Looking for a gift for the book lovers and “The Daily Show” fans on your gift list?

A “New York Times” bestseller, “Born a Crime: Stories from a South African Childhood,” Trevor Noah’s autobiography is a fierce, funny, and unsparing look at growing up in South Africa after apartheid.

Viewers of “The Daily Show” will recognize the background material of Noah’s life; his South African upbringing has been the subject of many of his monologues. “Born a Crime,” however, offers the story behind the anecdotes, how the son of a black African woman and Swiss-German father grew up in the post-apartheid era where not much seemed to have changed. Poverty, injustice and racial conflicts were still the norm. His light skin made him stand out in the all-black township of Soweto. Playing in his grandmother’s house he’d “hear gunshots, screams, tear gas being fired into crowds.” Walking with his family outside, his father had “to walk across the street from us.”

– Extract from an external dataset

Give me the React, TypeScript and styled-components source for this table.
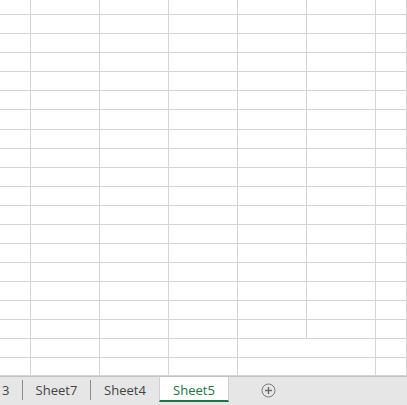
import React from "react";
import styled, { createGlobalStyle } from "styled-components";

const GlobalStyle = createGlobalStyle`
  html, body {
    margin: 0;
    padding: 0;
    background: #ffffff;
    overflow: hidden;
  }
  body {
    font-family: "Open Sans", "Noto Sans", Arial, sans-serif;
  }
`;

const Workbook = styled.div`
  width: 407px;
  height: 405px;
  display: flex;
  flex-direction: column;
  overflow: hidden;
`;

const SheetArea = styled.div`
  height: 376px;
  box-sizing: border-box;
  border-bottom: 1px solid #d4d4d4;
  overflow: hidden;
  display: flex;
  flex-direction: column;
`;

const Row = styled.div<{ $h: number }>`
  display: flex;
  flex: 0 0 ${(p) => p.$h}px;
  height: ${(p) => p.$h}px;
  box-sizing: border-box;
  border-bottom: 1px solid #d4d4d4;
`;

const Cell = styled.div<{ $w?: number; $open?: boolean }>`
  box-sizing: border-box;
  height: 100%;
  flex: ${(p) => (p.$w ? `0 0 ${p.$w}px` : "1 1 auto")};
  border-right: 1px solid ${(p) => (p.$open ? "transparent" : "#d4d4d4")};
`;

const TabBar = styled.div`
  flex: 1;
  display: flex;
  align-items: flex-start;
  background: #e6e6e6;
  border-top: 1px solid #c3c3c3;
  font-size: 13px;
  color: #444444;
`;

const Tab = styled.div<{ $w: number; $active?: boolean; $first?: boolean }>`
  flex: 0 0 ${(p) => p.$w}px;
  width: ${(p) => p.$w}px;
  height: 25px;
  box-sizing: border-box;
  display: flex;
  align-items: center;
  justify-content: ${(p) => (p.$first ? "flex-start" : "center")};
  padding: 3px 0 0 ${(p) => (p.$first ? 1 : 0)}px;
  white-space: nowrap;
  overflow: hidden;
  background: ${(p) => (p.$active ? "#ffffff" : "transparent")};
  color: ${(p) => (p.$active ? "#217346" : "#444444")};
  border-left: 1px solid ${(p) => (p.$active ? "#d0d0d0" : "transparent")};
  border-right: 1px solid ${(p) => (p.$active ? "#d0d0d0" : "transparent")};
  border-bottom: 2px solid ${(p) => (p.$active ? "#217346" : "transparent")};
`;

const Divider = styled.div`
  flex: 0 0 1px;
  height: 20px;
  margin-top: 3px;
  background: #8c8c8c;
`;

const AddButton = styled.div`
  margin-left: 32px;
  margin-top: 6px;
  width: 15px;
  height: 15px;
  display: flex;
`;

const columns = [31, 69, 69, 69, 69, 69];

const rowHeights = (() => {
  const list = [15];
  for (let i = 1; i <= 20; i++) list.push(i === 6 ? 20 : 19);
  return list;
})();

export default function App() {
  return (
    <Workbook>
      <GlobalStyle />
      <SheetArea>
        {rowHeights.map((h, r) => (
          <Row key={r} $h={h}>
            {columns.map((w, c) => (
              <Cell key={c} $w={w} $open={c === 4 && r >= 18} />
            ))}
            <Cell />
          </Row>
        ))}
      </SheetArea>
      <TabBar>
        <Tab $w={22} $first>
          3
        </Tab>
        <Divider />
        <Tab $w={67}>Sheet7</Tab>
        <Divider />
        <Tab $w={68}>Sheet4</Tab>
        <Tab $w={70} $active>
          Sheet5
        </Tab>
        <AddButton>
          <svg width="15" height="15" viewBox="0 0 15 15">
            <circle cx="7.5" cy="7.5" r="6.5" fill="none" stroke="#7a7a7a" strokeWidth="1" />
            <line x1="7.5" y1="4" x2="7.5" y2="11" stroke="#6a6a6a" strokeWidth="1.4" />
            <line x1="4" y1="7.5" x2="11" y2="7.5" stroke="#6a6a6a" strokeWidth="1.4" />
          </svg>
        </AddButton>
      </TabBar>
    </Workbook>
  );
}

“Born a Crime” is also a tribute to his remarkable mother, who grew up in a hut with 14 relatives. Sustained by her faith, she survived a gunshot wound to the head by Noah’s abusive stepfather and determined to raise Noah to be free of the need to “fix the problems of the past,” a burden she called “the black tax.”

Like his best comedy, “Born a Crime” balances humor with commentary. Noah inserts asides between the chapters to explain African culture and history. And there are many raucous moments, like his stories about going to the prom and his career as a D.J., throwing dance parties in a shantytown known as Gomorrah because it had “the wildest parties and the worst crimes.”